The Dead Take the A Train is reminiscent of N.K. Jeminsin’s The City We Became, with both featuring queer characters tackling eldritch horror plots in New York City. In the same way, the novel was reminiscent of a gorier version of Dimension 20’s Unsleeping City actual play series. However, it clearly carves out a space for itself among the droves of cosmic-horror inspired love letters to New York City. For one, it is mostly unconcerned with borough beef, which (not to sound like a curmudgeonly Midwesterner), is so refreshing. The book also has a relatively novel way the world works, which helps it stay memorable.


Overall, I really liked The Dead Take the A Train. First off, the characters are fun and easy to root for. Julie is a mess in pretty much every aspect, but her bad decisions are understandable and she is charismatic. Her romance with her friend, Sarah, also serves to make Julie more likable. It helps that the villains are so easy to hate too. What’s not to hate about rich Wall Street assholes engaging in human sacrifice? Speaking of which, I liked the juxtaposition of corporate Wall Street and cosmic cultists. The actions taken were evil, but more importantly, they were just business.

The prose was flowery, but not quite as much as in The Salt Grows Heavy. So, if you struggled with Khaw’s other works for that reason this may be a much easier read. Personally, I enjoyed the prose in both. There is quite a bit of gore in The Dead Take the A Train, but I didn’t find it to be overwhelming. I think you could still enjoy the book if you don’t love gore, though maybe not if you have a weak stomach.

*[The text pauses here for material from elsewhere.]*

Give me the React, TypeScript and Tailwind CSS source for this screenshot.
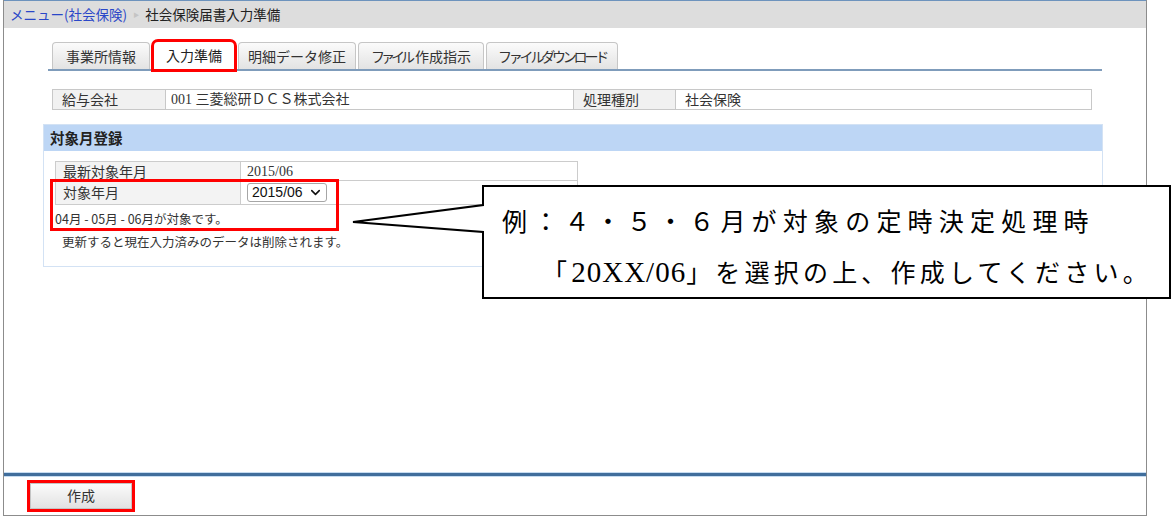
import { ChevronDown } from 'lucide-react';

const ui = "font-['Noto_Sans_CJK_JP','Noto_Sans',sans-serif]";
const serif = "font-['Liberation_Serif','Noto_Sans_CJK_JP',serif]";

type Tab = { label: React.ReactNode; key: string; width: string; active?: boolean };

const tabs: Tab[] = [
  { key: 'office', label: '事業所情報', width: 'w-[98px]' },
  { key: 'prep', label: '入力準備', width: 'w-[80px]', active: true },
  { key: 'detail', label: '明細データ修正', width: 'w-[118px]' },
  {
    key: 'make',
    label: (
      <>
        <span className="tracking-[-4px]">ファイル</span>
        <span className="ml-[4px]">作成指示</span>
      </>
    ),
    width: 'w-[126px]',
  },
  { key: 'dl', label: <span className="tracking-[-3.2px]">ファイルダウンロード</span>, width: 'w-[132px]' },
];

function Tabs() {
  return (
    <div className="ml-[44px] mt-[14px] w-[1054px] border-b-2 border-[#7f9cbb]">
      <div className="flex items-end gap-[2px] pl-[4px]">
        {tabs.map((t) =>
          t.active ? (
            <div
              key={t.key}
              className={`${t.width} mx-[2px] h-[27px] flex items-center justify-center rounded-t-[4px] bg-white text-[14px] text-[#222] outline-[3px] outline-[#ff0000] outline-solid`}
            >
              {t.label}
            </div>
          ) : (
            <div
              key={t.key}
              className={`${t.width} h-[27px] flex items-center justify-center rounded-t-[4px] border border-b-0 border-[#c6c6c6] bg-gradient-to-b from-[#fbfbfb] to-[#e3e3e3] text-[14px] text-[#333]`}
            >
              {t.label}
            </div>
          )
        )}
      </div>
    </div>
  );
}

function InfoTable() {
  return (
    <div className="ml-[48px] mt-[18px] w-[1040px] h-[21px] flex border border-[#c8c8c8] text-[14px] text-[#333]">
      <div className="w-[113px] pl-[9px] bg-[#f1f1f1] border-r border-[#c8c8c8] leading-[19px]">給与会社</div>
      <div className={`w-[408px] pl-[5px] border-r border-[#c8c8c8] leading-[19px] ${serif}`}>001 三菱総研ＤＣＳ株式会社</div>
      <div className="w-[102px] pl-[9px] bg-[#f1f1f1] border-r border-[#c8c8c8] leading-[19px]">処理種別</div>
      <div className="flex-1 pl-[9px] leading-[19px]">社会保険</div>
    </div>
  );
}

function TargetMonth() {
  return (
    <div className="ml-[39px] mt-[14px] w-[1060px] border border-[#d3e2f4]">
      <div className="h-[26px] bg-[#bdd6f5] pl-[6px] text-[14.5px] font-bold leading-[26px] text-[#222]">対象月登録</div>
      <div className="relative h-[115px] pl-[11px] pt-[10px]">
        <div className="w-[523px] border border-[#cccccc] text-[14px] text-[#333]">
          <div className="flex h-[19px] border-b border-[#cccccc]">
            <div className="w-[185px] pl-[7px] bg-[#f3f3f3] border-r border-[#cccccc] leading-[19px]">最新対象年月</div>
            <div className={`pl-[6px] leading-[19px] ${serif}`}>2015/06</div>
          </div>
          <div className="flex h-[23px]">
            <div className="w-[185px] pl-[7px] bg-[#f3f3f3] border-r border-[#cccccc] leading-[22px]">対象年月</div>
            <div className="pl-[6px] pt-[2px]">
              <div className="flex h-[19px] w-[80px] items-center rounded-[3px] border border-[#a6a6a6] bg-white pl-[4px] font-['Liberation_Sans',sans-serif] text-[14px] text-[#111]">
                2015/06
                <ChevronDown className="ml-[5px] h-[15px] w-[15px]" strokeWidth={2.5} />
              </div>
            </div>
          </div>
        </div>
        <p className="mt-[5px] text-[12.5px] leading-[18px] text-[#333]">04月 - 05月 - 06月が対象です。</p>
        <p className="mt-[5px] pl-[7px] text-[12.5px] leading-[18px] text-[#333]">更新すると現在入力済みのデータは削除されます。</p>
        <div className="absolute left-[6px] top-[28px] h-[52px] w-[289px] border-[3px] border-[#ff0000]" />
      </div>
    </div>
  );
}

// speech balloon annotation with a pointer to the left
function Balloon() {
  return (
    <div className="absolute left-[350px] top-[184px] h-[116px] w-[822px]">
      <svg className="absolute inset-0" width="822" height="116" viewBox="0 0 822 116">
        <path d="M133 2 H820 V114 H133 V48 L3 38 L133 21 Z" fill="#fff" stroke="#000" strokeWidth="2" />
      </svg>
      <div className={`absolute left-[152px] top-[20px] text-[25px] leading-[38px] text-black ${serif}`}>
        <p className="tracking-[6.2px]">例：４・５・６月が対象の定時決定処理時</p>
        <p className="mt-[11px] pl-[40px] tracking-[4.2px]">
          「<span className="text-[29px] tracking-[1px]">20XX/06</span>」を選択の上、作成してください。
        </p>
      </div>
    </div>
  );
}

export default function App() {
  return (
    <div className={`relative h-[516px] w-[1174px] overflow-hidden bg-white ${ui}`}>
      <div className="ml-[3px] flex h-[516px] w-[1144px] flex-col border-x border-b border-[#8c8c8c]">
        <div className="h-[1px] bg-[#6d93bd]" />
        <div className="flex h-[27px] items-center bg-[#dddddd] pl-[6px] text-[13.5px]">
          <span className="text-[#2a47c8]">メニュー(社会保険)</span>
          <span className="mx-[6px] text-[6px] text-[#c4c4c4]">▶</span>
          <span className="text-[#222]">社会保険届書入力準備</span>
        </div>

        <div className="flex-1">
          <Tabs />
          <InfoTable />
          <TargetMonth />
        </div>

        <div className="h-[1px] bg-[#c6dcf1]" />
        <div className="h-[3px] bg-[#416e9c]" />
        <div className="h-[1px] bg-[#c6dcf1]" />
        <div className="h-[38px] pl-[26px] pt-[5px]">
          <button className="h-[26px] w-[102px] border border-[#c4c4c4] bg-gradient-to-b from-[#fbfbfb] to-[#e2e2e2] text-[14px] text-[#333] outline-[3px] outline-[#ff0000] outline-solid">
            作成
          </button>
        </div>
      </div>
      <Balloon />
    </div>
  );
}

One of the largest issues I have with The Dead Take the A Train, is the lack of clarity in power levels of the various characters. Especially since all their forms of magic work in different ways, it is sometimes unclear the level of danger present. This can also sometimes create room for plot holes. For example, Julie has a friend who is tapped into anything and everything happening online. This is an absurdly powerful ability (and is used as such). But there were moments where the main conflict probably could have been avoided or solved using that power. It also felt odd that no one else in this thriving magic community felt strongly about stopping a world-ending catastrophe. Because of this, the magic underground of NYC could feel smaller than I think was intended.

Having been familiar with Khaw’s work previously, The Dead Take the A Train clearly feels like a mix of Khaw’s style with someone else’s. This could be a boon or a hindrance, depending on your view of Khaw’s distinct prose and storytelling. Either way, if you are interested in learning more about the process or the authors, check out the interview they did for SFF Addicts Podcast!

Cassandra Khaw and Richard Kadrey on the SFF Addicts Podcast

I recommend The Dead Take the A Train, especially for those who are fans of modern urban eldritch horror. The book is an even bigger steal if you are looking for danger, gore, and queer characters. Check it out! And keep your eyes peeled for the next book in this duology.